Many rejoiced in the certainty that peace can be secured; country will prosper; wise decisions will be taken to ensure that people live in peace and harmony, in trust and accommodation. The widespread belief was that politicians across the divide will make rational decisions to ensure freedom to all Lankans without prejudice or bias.
Just as there was war fatigue towards the end of the war, there is, today, general fatigue with constant harping on ethnicity, on the provincial councils with or without land and police powers and with the stage managed actors selected to introduce controversial subjects for debate that interested parties would like to keep alive although quick resolution of these is the need of the hour.
No candidate will be perfect but the choice of Wigneswaran will drive home the fact that candidates apart from their grass roots links must also have other credentials to make their candidature attractive to the voter and to make certain that when elected they have the necessary mind set to fulfill their roles in the Council to meet the needs of the people.
What made the change is the past record of the individual as a man of integrity, an upright judge, with proven record of rational studied judgements without fear or favour.
It is essential to have people with education, who work out rationally policies and strategies that will help in developing better prospects for society.
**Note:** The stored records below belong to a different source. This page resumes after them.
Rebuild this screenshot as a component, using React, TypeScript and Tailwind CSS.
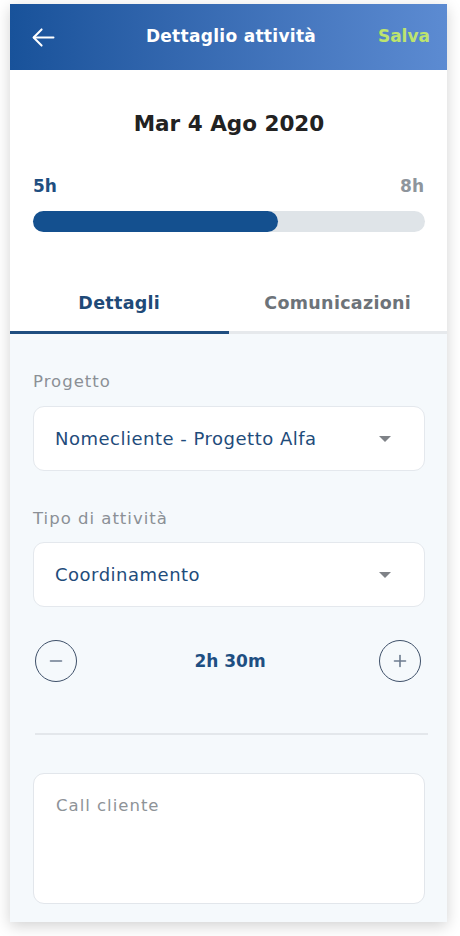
const font = { fontFamily: '"DejaVu Sans", Inter, sans-serif' };

function BackArrow() {
  return (
    <svg viewBox="0 0 24 20" className="h-[19px] w-[23px]" fill="none" stroke="white" strokeWidth={2.1} strokeLinecap="round" strokeLinejoin="round">
      <path d="M22.5 10H1.8" />
      <path d="M10 1.5L1.6 10L10 18.5" />
    </svg>
  );
}

function Caret() {
  return (
    <svg viewBox="0 0 14 7" className="h-[6px] w-[12px]">
      <polygon points="0,0 14,0 7,7" fill="#7f8287" />
    </svg>
  );
}

function SelectBox({ value }: { value: string }) {
  return (
    <div className="flex h-[65px] items-center justify-between rounded-[11px] border border-[#e4e8ed] bg-white pl-[21px] pr-[33px]">
      <span className="text-[18px] leading-6 tracking-[0.5px] text-[#1f4c7b]">{value}</span>
      <Caret />
    </div>
  );
}

function RoundBtn({ plus }: { plus?: boolean }) {
  return (
    <button
      type="button"
      className="flex h-[42px] w-[42px] items-center justify-center rounded-full border-[1.7px] border-[#3e5069]"
    >
      <svg viewBox="0 0 14 14" className="h-[14px] w-[14px]" fill="none" stroke="#6c7b8f" strokeWidth={1.6} strokeLinecap="round">
        <path d="M1.5 7H12.5" />
        {plus && <path d="M7 1.5V12.5" />}
      </svg>
    </button>
  );
}

export default function App() {
  return (
    <div className="min-h-[936px] bg-white px-[10px] pt-[4px]" style={font}>
      <div className="w-[437px] bg-white shadow-[0_4px_14px_rgba(0,0,0,0.18)]">
        {/* header */}
        <div className="grid h-[66px] grid-cols-[1fr_auto_1fr] items-center bg-gradient-to-r from-[#18529a] to-[#5c8bd2] pl-[22px] pr-[17px]">
          <BackArrow />
          <span className="text-[17px] font-bold tracking-[0.3px] text-white">Dettaglio attività</span>
          <span className="text-right text-[17px] font-bold text-[#bde46e]">Salva</span>
        </div>

        {/* top section */}
        <div className="px-[23px] pr-[22px] pt-[40px]">
          <div className="text-center text-[21.5px] font-bold leading-7 text-[#222]">Mar 4 Ago 2020</div>
          <div className="mt-[38px] flex items-center justify-between text-[17px] font-bold leading-5">
            <span className="text-[#1f4e80]">5h</span>
            <span className="mr-[1px] text-[#8e959c]">8h</span>
          </div>
          <div className="mt-[15px] h-[21px] w-full rounded-full bg-[#dfe4e8]">
            <div className="h-full w-[62.5%] rounded-full bg-[#14508f]" />
          </div>
        </div>

        {/* tabs */}
        <div className="mt-[43px] flex">
          <div className="flex-1 border-b-[3px] border-[#1f4e80] pb-[18px] pt-[18px] text-center text-[17.5px] font-bold leading-5 tracking-[0.3px] text-[#1f4a78]">
            Dettagli
          </div>
          <div className="flex-1 border-b-[3px] border-[#e6e9ec] pb-[18px] pt-[18px] text-center text-[17.5px] font-bold leading-5 tracking-[0.3px] text-[#6d7379]">
            Comunicazioni
          </div>
        </div>

        {/* form */}
        <div className="bg-[#f5f9fc] pb-[18px] pl-[23px] pr-[22px] pt-[38px]">
          <div className="text-[16.5px] leading-5 tracking-[1px] text-[#8b9096]">Progetto</div>
          <div className="mt-[14px]">
            <SelectBox value="Nomecliente - Progetto Alfa" />
          </div>

          <div className="mt-[38px] text-[16.5px] leading-5 tracking-[1px] text-[#8b9096]">Tipo di attività</div>
          <div className="mt-[13px]">
            <SelectBox value="Coordinamento" />
          </div>

          <div className="mt-[33px] flex items-center justify-between pl-[2px] pr-[4px]">
            <RoundBtn />
            <span className="ml-[4px] text-[17px] font-bold leading-5 text-[#1e4f82]">2h 30m</span>
            <RoundBtn plus />
          </div>

          <div className="ml-[2px] mr-[-3px] mt-[51px] h-[2px] bg-[#e3e7eb]" />

          <div className="mt-[38px] h-[131px] rounded-[11px] border border-[#e2e6eb] bg-white pl-[22px] pt-[20px]">
            <span className="text-[16.5px] leading-5 tracking-[1px] text-[#8e9398]">Call cliente</span>
          </div>
        </div>
      </div>
    </div>
  );
}
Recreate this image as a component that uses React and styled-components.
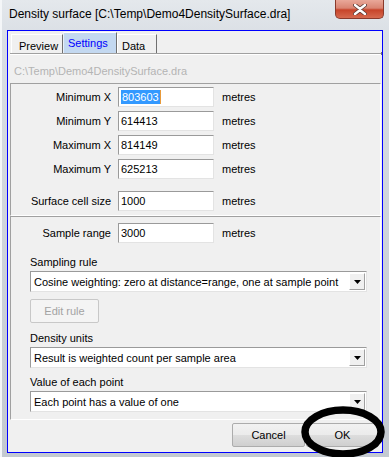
import React from 'react';
import styled, { createGlobalStyle, css } from 'styled-components';

const GlobalStyle = createGlobalStyle`
  body {
    margin: 0;
    font-family: "Liberation Sans", Arial, sans-serif;
    background: #cfd5dc;
  }
`;

const Window = styled.div`
  position: relative;
  width: 389px;
  height: 457px;
  display: flex;
  flex-direction: column;
  overflow: hidden;
  background: linear-gradient(180deg, #e4e8ec 0, #d9dee4 40px, #c3c9d0 100%);
  box-shadow: inset 2px 0 0 #f4f6f8;
`;

const TitleBar = styled.div`
  height: 30px;
  display: flex;
  align-items: flex-start;
  padding-left: 9px;
`;

const Title = styled.div`
  font-size: 12px;
  line-height: 14px;
  padding-top: 7px;
  color: #000;
`;

const CloseButton = styled.div`
  margin-left: auto;
  margin-right: 5px;
  width: 47px;
  height: 18px;
  border: 1px solid #8a3a2c;
  border-top: none;
  border-radius: 0 0 5px 5px;
  background: linear-gradient(180deg, #e9a899 0, #d98472 45%, #c7442a 55%, #d66a4f 100%);
  display: flex;
  align-items: center;
  justify-content: center;
`;

const Client = styled.div`
  flex: 1;
  margin: 0 6px 4px 7px;
  border: 1px solid #0000ff;
  background: #f0f0f0;
  display: flex;
  flex-direction: column;
`;

const TabStrip = styled.div`
  display: flex;
  align-items: flex-end;
  height: 22px;
  margin: 0 1px 0 2px;
  padding-left: 1px;
  border-bottom: 1px solid #a0a0a0;
  box-shadow: 0 1px 0 #ffffff;
  position: relative;
  &::after {
    content: "";
    position: absolute;
    right: -1px;
    bottom: -2px;
    width: 1px;
    height: 3px;
    background: #707070;
  }
`;

const Tab = styled.div`
  width: ${p => p.w}px;
  height: 19px;
  padding-left: ${p => p.pad}px;
  font-size: 11px;
  line-height: 22px;
  color: #000;
  border-left: 1px solid #ffffff;
  border-top: 1px solid #ffffff;
  border-right: 1px solid #707070;
  box-sizing: border-box;
  ${p => p.active && css`
    height: 21px;
    line-height: 20px;
    color: #0000ff;
    background: #c3d8f0;
    border-left-color: #e8f0fa;
  `}
`;

const PathLabel = styled.div`
  height: 29px;
  padding: 11px 0 0 6px;
  box-sizing: border-box;
  font-size: 11px;
  color: #b4b4b4;
`;

const Panel = styled.div`
  margin: 0 1px 0 2px;
  border-top: 1px solid #a0a0a0;
  border-left: 1px solid #a0a0a0;
  border-right: 1px solid #ffffff;
  border-bottom: 1px solid #ffffff;
  padding: ${p => p.pad};
  display: flex;
  flex-direction: column;
  gap: 4px;
`;

const FieldRow = styled.div`
  display: grid;
  grid-template-columns: 100px 96px auto;
  column-gap: 7px;
  align-items: center;
  margin-top: ${p => p.gapTop || 0}px;
  margin-left: ${p => p.indent || 0}px;
  font-size: 11px;
`;

const FieldLabel = styled.div`
  text-align: right;
  color: #000;
`;

const Unit = styled.div`
  padding-left: 1px;
  color: #000;
`;

const TextBox = styled.div`
  height: 20px;
  box-sizing: border-box;
  background: #ffffff;
  border: 1px solid;
  border-color: #9a9a9a #e3e3e3 #e3e3e3 #9a9a9a;
  padding: 2px 0 0 2px;
  font-size: 11px;
  line-height: 14px;
  color: #000;
`;

const Selected = styled.span`
  background: #3399ff;
  color: #ffffff;
  padding: 1px;
  box-shadow: 1px 0 0 #e89a3a;
`;

const SectionLabel = styled.div`
  font-size: 11px;
  line-height: 13px;
  color: #000;
  margin-top: ${p => p.gapTop || 0}px;
  margin-bottom: -2px;
`;

const Dropdown = styled.div`
  height: 21px;
  box-sizing: border-box;
  display: flex;
  align-items: center;
  background: #ffffff;
  border: 1px solid;
  border-color: #9a9a9a #e3e3e3 #e3e3e3 #9a9a9a;
  padding-left: 3px;
  font-size: 11px;
  color: #000;
`;

const DropText = styled.div`
  flex: 1;
`;

const DropArrow = styled.div`
  width: 16px;
  height: 17px;
  margin-right: 1px;
  box-sizing: border-box;
  background: #f0f0f0;
  border: 1px solid;
  border-color: #ffffff #a0a0a0 #a0a0a0 #ffffff;
  display: flex;
  align-items: center;
  justify-content: center;
`;

const PushButton = styled.div`
  width: ${p => p.w}px;
  height: 24px;
  box-sizing: border-box;
  display: flex;
  align-items: center;
  justify-content: center;
  font-size: 11px;
  color: ${p => (p.disabled ? '#a3a3a3' : '#000')};
  background: ${p => (p.disabled ? '#f4f4f4' : 'linear-gradient(180deg, #f2f2f2 0, #ebebeb 50%, #dddddd 51%, #cfcfcf 100%)')};
  border: 1px solid ${p => (p.disabled ? '#c8c8c8' : '#acacac')};
  border-radius: 2px;
  margin-top: ${p => p.gapTop || 0}px;
`;

const Footer = styled.div`
  flex: 1;
  display: flex;
  justify-content: flex-end;
  align-items: flex-start;
  gap: 1px;
  padding: 3px 3px 0 0;
`;

const Annotation = styled.svg`
  position: absolute;
  left: 299px;
  top: 405px;
  pointer-events: none;
`;

const Arrow = () => (
  <svg width="7" height="4" viewBox="0 0 7 4">
    <path d="M0 0h7L3.5 4z" fill="#000" />
  </svg>
);

const Select = ({ children }) => (
  <Dropdown>
    <DropText>{children}</DropText>
    <DropArrow><Arrow /></DropArrow>
  </Dropdown>
);

const extents = [
  ['Minimum X', '803603', true],
  ['Minimum Y', '614413'],
  ['Maximum X', '814149'],
  ['Maximum Y', '625213'],
];

export default function App() {
  return (
    <>
      <GlobalStyle />
      <Window>
        <TitleBar>
          <Title>Density surface [C:\Temp\Demo4DensitySurface.dra]</Title>
          <CloseButton>
            <svg width="14" height="11" viewBox="0 0 14 11">
              <path d="M2 1l5 4 5-4M2 10l5-4 5 4" stroke="#5a3a35" strokeWidth="4" fill="none" strokeLinecap="round" />
              <path d="M2 1l5 4 5-4M2 10l5-4 5 4" stroke="#ffffff" strokeWidth="2.4" fill="none" strokeLinecap="round" />
            </svg>
          </CloseButton>
        </TitleBar>
        <Client>
          <TabStrip>
            <Tab w={52} pad={7}>Preview</Tab>
            <Tab w={54} pad={4} active>Settings</Tab>
            <Tab w={40} pad={4}>Data</Tab>
          </TabStrip>
          <PathLabel>C:\Temp\Demo4DensitySurface.dra</PathLabel>
          <Panel pad="3px 0 4px 0">
            {extents.map(([label, value, sel]) => (
              <FieldRow key={label}>
                <FieldLabel>{label}</FieldLabel>
                <TextBox>{sel ? <Selected>{value}</Selected> : value}</TextBox>
                <Unit>metres</Unit>
              </FieldRow>
            ))}
            <FieldRow gapTop={8}>
              <FieldLabel>Surface cell size</FieldLabel>
              <TextBox>1000</TextBox>
              <Unit>metres</Unit>
            </FieldRow>
          </Panel>
          <Panel pad="6px 13px 7px 19px">
            <FieldRow indent={-19}>
              <FieldLabel>Sample range</FieldLabel>
              <TextBox>3000</TextBox>
              <Unit>metres</Unit>
            </FieldRow>
            <SectionLabel gapTop={9}>Sampling rule</SectionLabel>
            <Select>Cosine weighting: zero at distance=range, one at sample point</Select>
            <PushButton w={69} disabled gapTop={3}>Edit rule</PushButton>
            <SectionLabel gapTop={5}>Density units</SectionLabel>
            <Select>Result is weighted count per sample area</Select>
            <SectionLabel gapTop={4}>Value of each point</SectionLabel>
            <Select>Each point has a value of one</Select>
          </Panel>
          <Footer>
            <PushButton w={73}>Cancel</PushButton>
            <PushButton w={73}>OK</PushButton>
          </Footer>
        </Client>
        <Annotation width="90" height="52" viewBox="0 0 90 52">
          <ellipse cx="44" cy="27" rx="38" ry="22" fill="none" stroke="#000" strokeWidth="7.5" />
        </Annotation>
      </Window>
    </>
  );
}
Their responsibility will be by their calculated moves shape public opinion which in turn will influence the actions of the ‘power holders’. In today’s context when information, knowledge is specialized it does require a degree of ‘intellectualism’ to be able to understand and work systems. If this quality is available the quality of debate will be incredibly superior to what we have around. Men and women without educational qualifications have done well in exceptional circumstances but they have been persons who have diligently applied themselves to the task under study or issues that have to be investigated.